Midway through the holiday shopping season, a key government report this week revealed increased consumer spending.
According to the Commerce Department, retail sales rose 0.3 percent in November offsetting a commensurate decline in October.
Auto sales increased 1.5 percent. Analysts say that -- and a 1.6 percent jump in sales at home improvement stores -- indicate consumers are beginning to replace vehicles and rebuild the northeast in the wake of Superstorm Sandy.
The report offered mixed signals for the holiday shopping season. Online shopping surged 3 percent in their biggest gain in more than a year. But department store sales tumbled and Americans spent less at discount stores like Wal-Mart and Target.

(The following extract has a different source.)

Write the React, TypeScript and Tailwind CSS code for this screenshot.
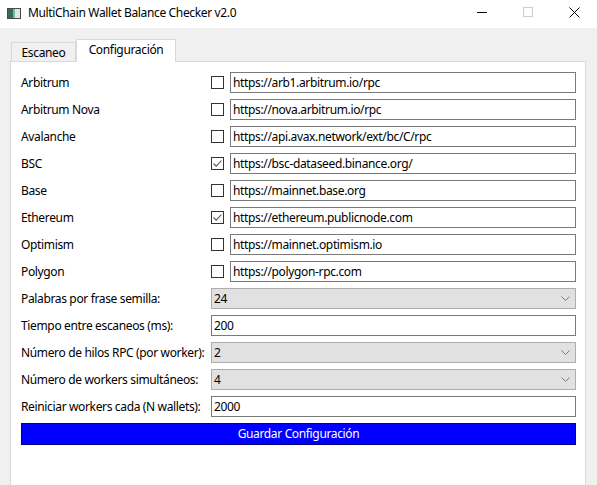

Some of the decline may be due to the storm. Still, economists are concerned that consumers may also be growing more cautious due to looming spending cuts and tax increases. With hopes dimming for a compromise averting the Fiscal Cliff, the White House and some Congressional Republicans are setting their sights on a more modest deal.
And while change is in the wind, proponents of wind energy explained this week why government support can NOT be a fiscal cliff casualty…
Iowa Senator Charles Grassley, a Republican, and Senator Mark Udall, a Democrat from Utah, led a bi-partisan effort to extend the production tax credits for wind energy.
Senator Charles Grassley, R – Iowa: “It’s a jobs bill, as well as a green energy bill.”
Grassley authored the original wind production tax credit in 1992. Since then, the Iowa Republican says industry has grown to support more than 75,000 U.S. jobs in more than 400 domestic facilities.
Senator Charles Grassley, R – Iowa: “We’re only about 4 years away from wind energy being mature, and not needing the tax credit, it would be foolish, wouldn’t it, if its only four years away from standing on its own, and we have twenty years invested, to not complete that investment so we don’t lose it all.”
The subsidy was created to level the playing field with coal-fired and nuclear electricity generation, two groups critical of continued support of wind energy.
Senator Charles Grassley, R – Iowa: “I think it would demagogic, intellectually dishonest. Besides some of the people, like nuclear people, are lobbying against wind energy. We wouldn’t have a nuclear industry if 50-60 years ago, if we didn’t have the Price Anderson Act, provided insurance for nuclear couldn’t any private insurance to cover nuclear accidents. So the Federal Government put it up, so there’s been all sorts of subsidies and there’s still subsidies decades into the future for nuclear energy. So look at that inconsistency. They have no business taking on wind.”
Grassley’s home state of Iowa is the leader in wind energy production and component manufacturing. Iowa’s turbines generate the equivalent of powering one million homes. The Hawkeye State gets 20 percent of its electricity from wind and trails only Texas in terms of installed wind capacity.